Venerdì 11 Ottobre 2024, 06:00

«Puoi essere bravissimo a usare mixer e software, ma se non sai da dove cominciare quando vai in studio o non hai idea di come trovare persone per fare team, non andrai lontano». È racchiusa tutta in questa frase la filosofia del SAE Institute, di cui Francesco De Giorgio, nato a Castellana Grotte, dirige la sede di Milano, l'unica in Italia. Un posto che forma chi vuole imparare le professioni legate al business musicale, all'ambito cinematografico, al gaming e all'audiovisivo, con attenzione particolare alle ultime tendenze di mercato come l'elettronica e l'urban. Non cantanti e musicisti, ma producer, ingegneri del suono (l'acronimo SAE nasce come School of Audio Engineering), tutti quei ruoli che servono oggi per costruire un prodotto creativo a 360 gradi. La «Gazzetta» ha avuto la possibilità di visitare la sede insieme a De Giorgio, campus manager dal 2016, con un passato in radio: «Ho iniziato facendo il dj - comincia a raccontare - oggi sono approdato a questo ruolo dopo una selezione internazionale. È un posto ambito, non è detto che il campus manager di una sede SAE venga dallo stesso paese».

Partiamo da lei, ci racconti un po' il suo percorso

«Sicuramente è nato tutto da una grande passione. Mi sono laureato a Ferrara in Tecnologie della Comunicazione Audiovisiva e Multimediale, facendo il pendolare da Bari, l'ho scelta perché oltre alla teoria offriva pratica, laboratori, grafica 3D. Poi ho capito che alcuni aspetti mi intrigavano più di altri, e ho continuato a formarmi, fino ad approdare qui al SAE come studente. Ho attraversato tutti gli step, compreso un master in Business Administration».

Insomma, quel tipo di direttore che sa utilizzare tutti i software e i mixer presenti nella scuola. Come sono strutturati i corsi?

«SAE nasce come posto per imparare l'ingegneria del suono, che fuori dall'Italia corrisponde al lavoro di produzione. Invece la nostra priorità è stata riunire all'interno dello stesso campo diverse discipline: audio, ambito cinetelevisivo, Game e Music Business. I corsi durano tre anni, tranne quelli verticali, più specifici, e per alcuni viene rilasciato il diploma accademico di primo livello. La sinergia è fondamentale: ci sono momenti in cui tutti collaborano insieme per un unico progetto, in questo settore non esistono solisti, ogni lavoro si porta a casa in squadra. È un'esperienza molto pratica: niente test a crocette, l'esame finale è un progetto tangibile, si organizzano perfino eventi di cui si cura la parte organizzativa da zero, comunicazione compresa».

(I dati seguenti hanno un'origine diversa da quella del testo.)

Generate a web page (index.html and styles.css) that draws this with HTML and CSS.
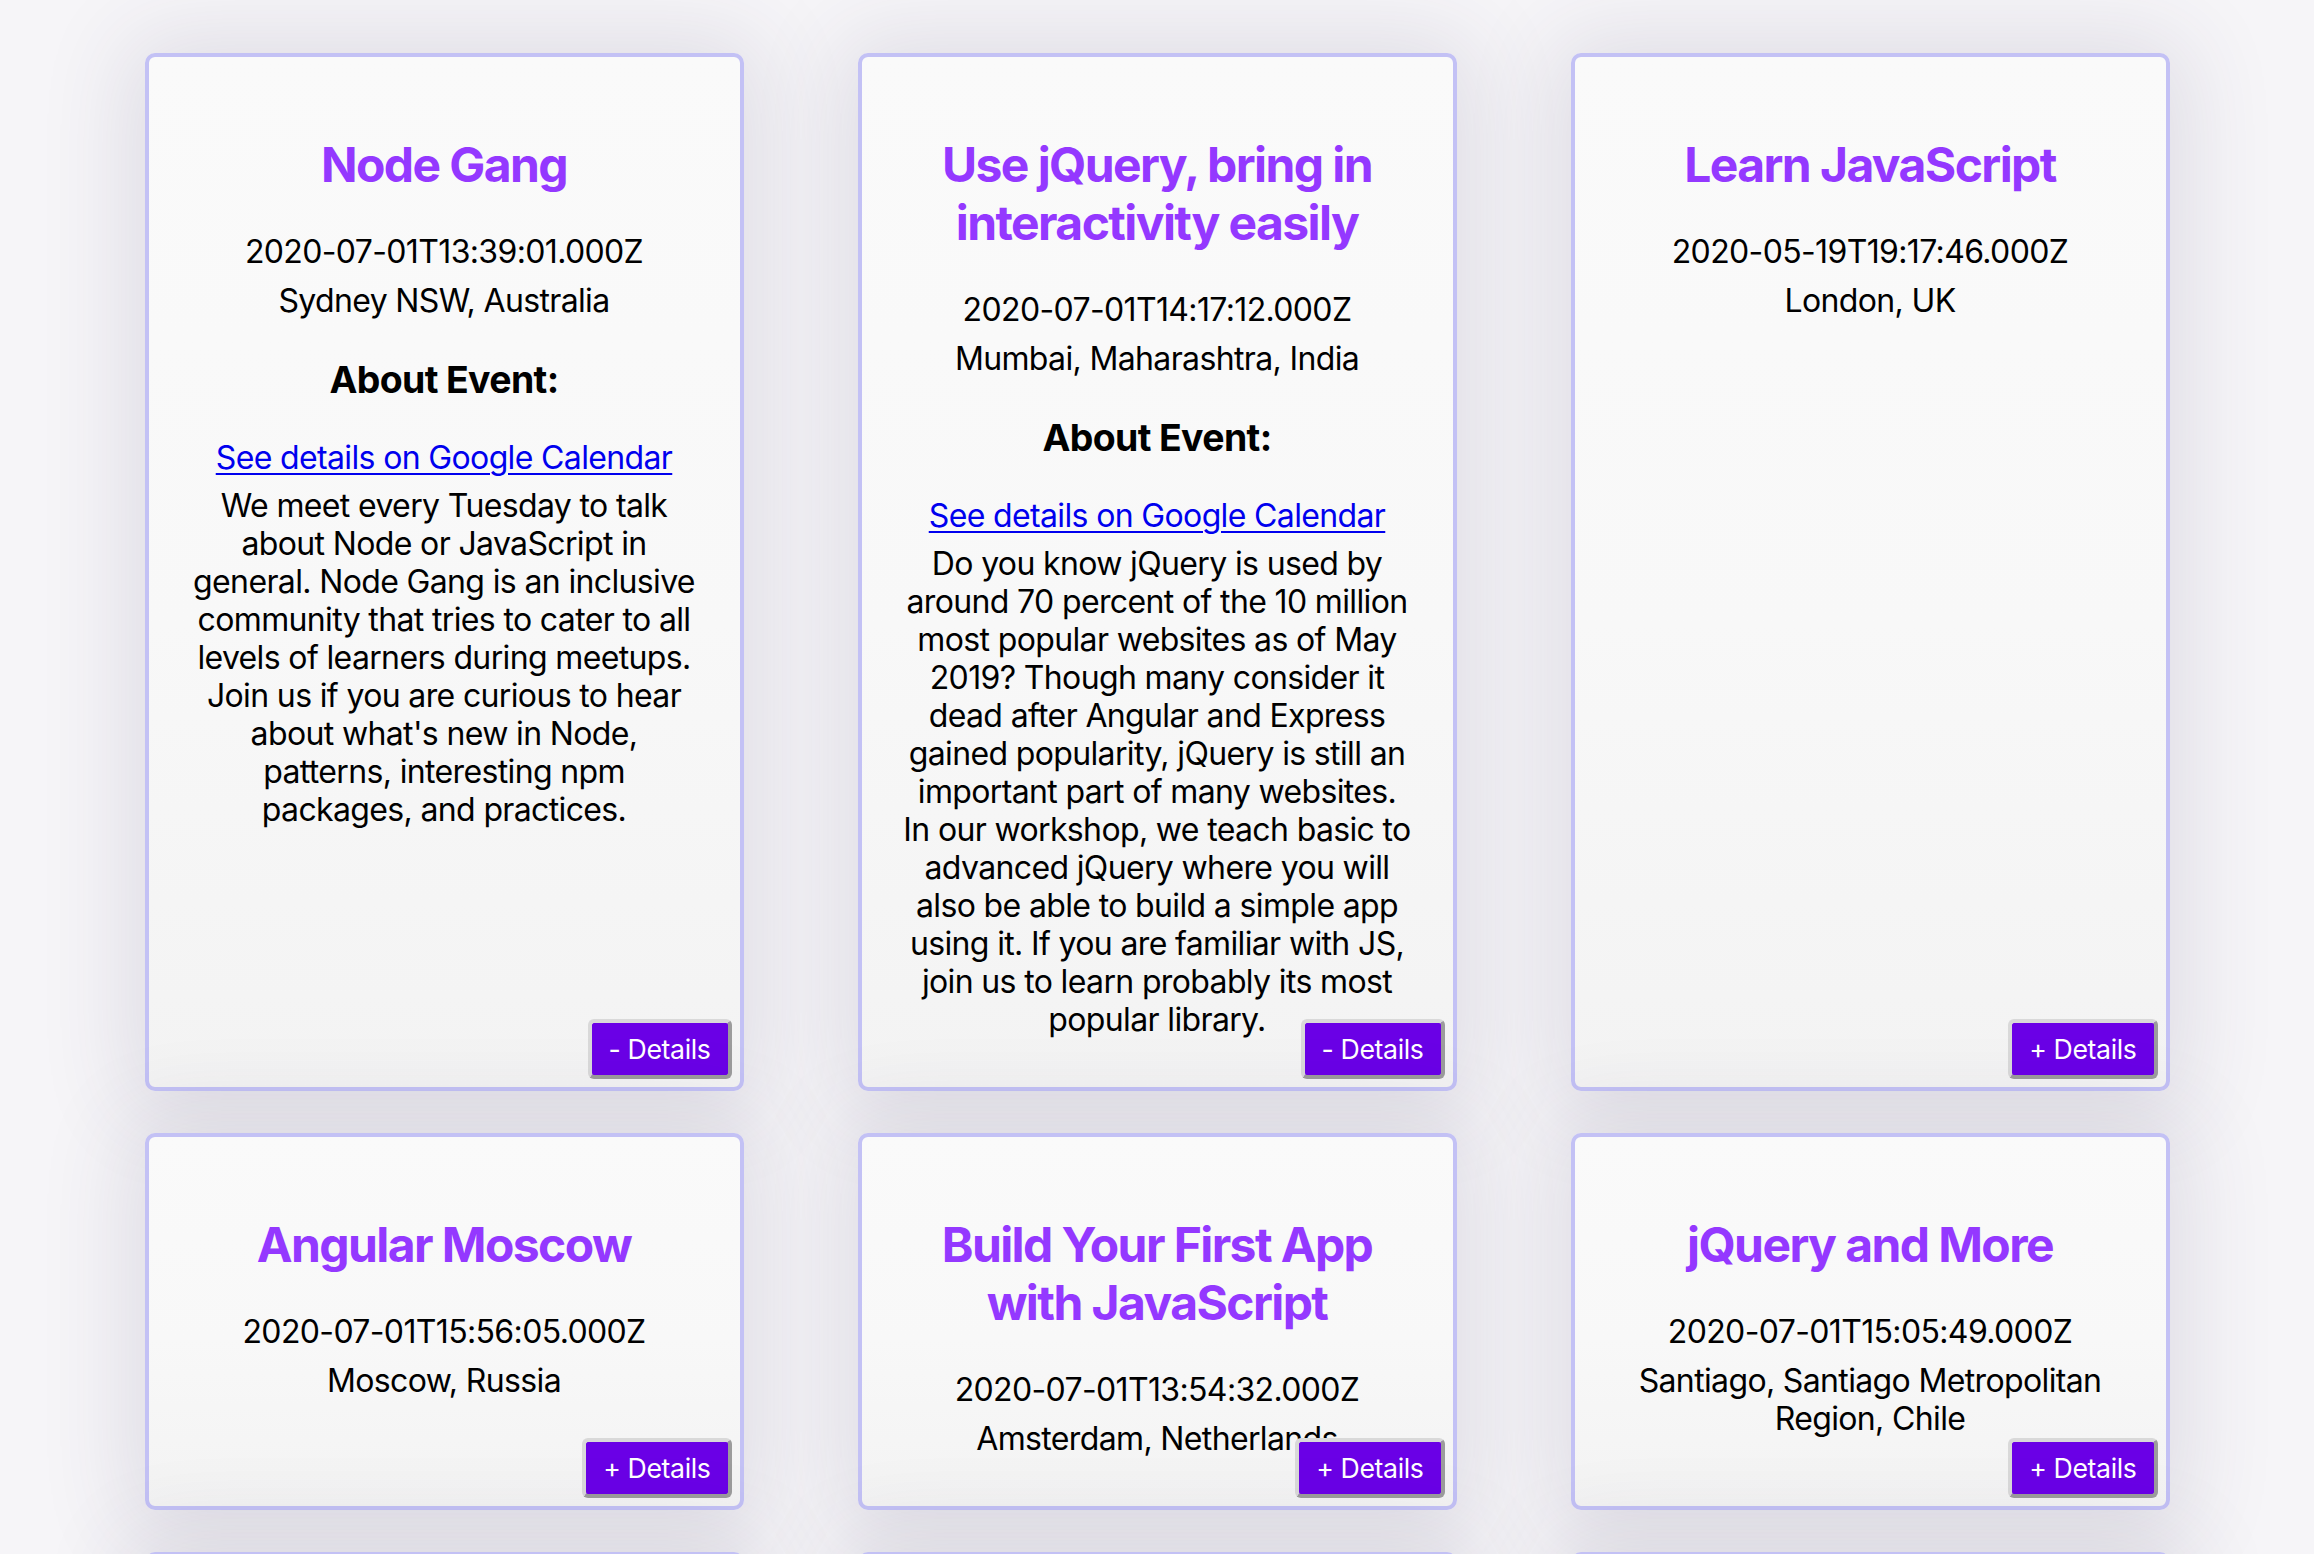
FILE: index.html
```html
<!DOCTYPE html>
<html lang="en">
<head>
<meta charset="utf-8">
<title>Events</title>
<link rel="stylesheet" href="styles.css">
</head>
<body>
<main class="events">
  <article class="card">
    <h2 class="card-title">Node Gang</h2>
    <p class="card-date">2020-07-01T13:39:01.000Z</p>
    <p class="card-location">Sydney NSW, Australia</p>
    <h3 class="card-about">About Event:</h3>
    <p class="card-link-row"><a class="card-link" href="#">See details on Google Calendar</a></p>
    <p class="card-desc">We meet every Tuesday to talk about Node or JavaScript in general. Node Gang is an inclusive community that tries to cater to all levels of learners during meetups. Join us if you are curious to hear about what's new in Node, patterns, interesting npm packages, and practices.</p>
    <button class="details-btn" type="button">- Details</button>
  </article>

  <article class="card">
    <h2 class="card-title">Use jQuery, bring in interactivity easily</h2>
    <p class="card-date">2020-07-01T14:17:12.000Z</p>
    <p class="card-location">Mumbai, Maharashtra, India</p>
    <h3 class="card-about">About Event:</h3>
    <p class="card-link-row"><a class="card-link" href="#">See details on Google Calendar</a></p>
    <p class="card-desc">Do you know jQuery is used by around 70 percent of the 10 million most popular websites as of May 2019? Though many consider it dead after Angular and Express gained popularity, jQuery is still an important part of many websites.<br>In our workshop, we teach basic to advanced jQuery where you will also be able to build a simple app using it. If you are familiar with JS, join us to learn probably its most popular library.</p>
    <button class="details-btn" type="button">- Details</button>
  </article>

  <article class="card">
    <h2 class="card-title">Learn JavaScript</h2>
    <p class="card-date">2020-05-19T19:17:46.000Z</p>
    <p class="card-location">London, UK</p>
    <button class="details-btn" type="button">+ Details</button>
  </article>

  <article class="card">
    <h2 class="card-title">Angular Moscow</h2>
    <p class="card-date">2020-07-01T15:56:05.000Z</p>
    <p class="card-location">Moscow, Russia</p>
    <button class="details-btn" type="button">+ Details</button>
  </article>

  <article class="card">
    <h2 class="card-title">Build Your First App with JavaScript</h2>
    <p class="card-date">2020-07-01T13:54:32.000Z</p>
    <p class="card-location">Amsterdam, Netherlands</p>
    <button class="details-btn" type="button">+ Details</button>
  </article>

  <article class="card">
    <h2 class="card-title">jQuery and More</h2>
    <p class="card-date">2020-07-01T15:05:49.000Z</p>
    <p class="card-location">Santiago, Santiago Metropolitan Region, Chile</p>
    <button class="details-btn" type="button">+ Details</button>
  </article>

  <article class="card card-next" aria-hidden="true"></article>
  <article class="card card-next" aria-hidden="true"></article>
  <article class="card card-next" aria-hidden="true"></article>
</main>
</body>
</html>
```
FILE: styles.css
```css
html, body {
  margin: 0;
  padding: 0;
}

body {
  background: #f6f5f8;
  font-family: Inter, "Liberation Sans", sans-serif;
  font-size: 32px;
  line-height: 38px;
  letter-spacing: -0.02em;
  color: #000;
}

.events {
  display: grid;
  grid-template-columns: repeat(3, 599px);
  column-gap: 114px;
  row-gap: 42px;
  justify-content: center;
  padding: 53px 0 60px;
}

.card {
  position: relative;
  box-sizing: border-box;
  border: 4px solid #c3c1f5;
  border-radius: 10px;
  background: linear-gradient(to bottom, #fafafa 0%, #f8f8f8 55%, #f3f3f3 100%);
  box-shadow: 0 4px 90px 18px rgba(60, 50, 90, 0.12);
  padding: 79px 41px 48px;
  text-align: center;
}

.card-next {
  height: 300px;
}

.card-title {
  margin: 0 0 39px;
  font-size: 48px;
  line-height: 58px;
  font-weight: 700;
  letter-spacing: -0.033em;
  color: #9438ff;
}

.card-date {
  margin: 0 0 11px;
}

.card-location {
  margin: 0;
}

.card-about {
  margin: 37px 0;
  font-size: 37.44px;
  line-height: 45px;
  font-weight: 700;
  letter-spacing: -0.017em;
}

.card-link-row {
  margin: 0 0 10px;
}

.card-link {
  color: #0000ee;
  text-decoration: underline;
  text-decoration-thickness: 2px;
  text-underline-offset: 4px;
}

.card-desc {
  margin: 0;
}

.details-btn {
  position: absolute;
  right: 8px;
  bottom: 8px;
  margin: 0;
  padding: 10px 17px;
  font-family: Inter, "Liberation Sans", sans-serif;
  font-size: 26.67px;
  line-height: 32px;
  letter-spacing: -0.014em;
  color: #fff;
  background: #6a00e6;
  border: 4px solid;
  border-color: #d9d9d9 #9c9c9c #9c9c9c #d9d9d9;
  border-radius: 6px;
  cursor: pointer;
}
```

E grande importanza viene data al networking

«È una priorità. Costruiamo per gli studenti occasioni in cui durante l'anno si devono trovare a stringere mani, incontrano altri professionisti, imparano a raccontarsi e a rapportarsi. Non è un lavoro che si esaurisce in aula. Ci teniamo a insegnare loro come comportarsi in studio di registrazione, come prenotarlo, fare booking, curare le relazioni con gli artisti. Abbiamo spesso dei guest, docenti professionisti di ogni settore, che ci raggiungono per far provare agli studenti cosa significa una vera sessione in studio. E loro capiscono cosa si può dire all'artista, al produttore, quando occorre rimanere in silenzio. Stessa cosa sul lato più tecnico, con i sintetizzatori imparano a costruire i suoni, non a manipolarli. E con il gaming, per apprendere come sonorizzare un gioco i ragazzi devono giocarci, fare ricerca, capire come animare il pugno di un robot per far sì che non sembri una piuma».

Un bilancio sull'esperienza in generale?

«Intanto sono felice che ci sia grande sinergia tra le varie sedi SAE, e anche sul territorio italiano ormai siamo legati a circuiti di accademie, ad esempio durante la Milano Design Week noi sonorizziamo le sfilate in cui gli studenti presentano i loro progetti di design. L'aspetto delle collaborazioni è sottovalutato, e invece va approfondito. Alla fine i dati parlano per noi: la percentuale di studenti che lavorano nei sei mesi successivi al diploma è altissima, più dell'80%. E tutti nel loro settore».